Private agencies authorised to provide employment placement services
The 2005 Law on Social Cohesion put an end to the state-run National Employment Agency’s monopoly over placement services for unemployed people in France. In July 2006, the National Union for Employment in Industry and Commerce, which is in charge of the bipartite unemployment insurance scheme, launched a European invitation to tender, aimed at entrusting private organisations with the placement of 46,000 jobseekers.
The reform of the public employment placement service, which was introduced in January 2005 with the Social Cohesion Law (FR0409104F), put an end to the National Employment Agency’s (Agence nationale pour l’emploi, ANPE) legal monopoly over placement services for unemployed people. The reform, which will allow private players to be involved in placing jobseekers, is aimed at speeding up access to employment and thus reducing unemployment benefit expenditure.

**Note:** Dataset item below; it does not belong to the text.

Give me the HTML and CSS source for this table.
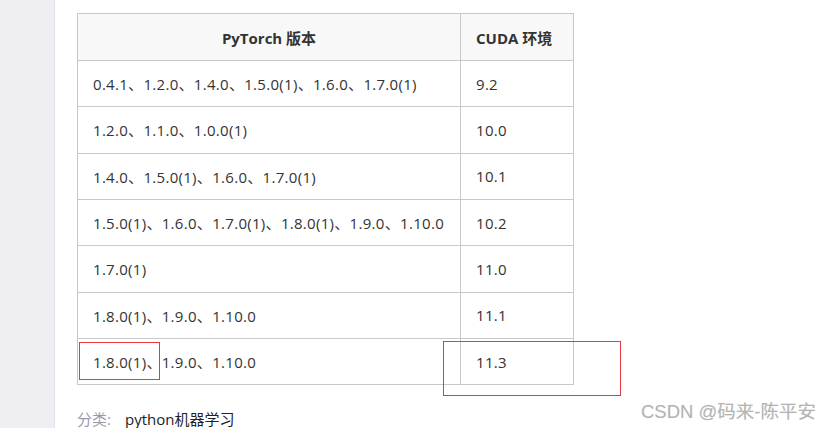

Controversy over pilot project
In February 2005, the National Union for Employment in Industry and Commerce (Union nationale interprofessionnelle pour l’emploi dans l’industrie et le commerce, UNEDIC) ran a pilot project with five private agencies to provide placement services for 7,000 jobseekers. The determining selection criterion of the jobseekers was the length of their benefit period.
The project provoked mixed reactions among those involved. Some trade union confederations, the General Confederation of Labour – Force ouvrière (Confédération générale du travail – Force ouvrière, CGT-FO) and the General Confederation of Labour (Confédération générale du travail, CGT), as well as ANPE’s management strongly criticised UNEDIC’s assessment of the project’s outcome.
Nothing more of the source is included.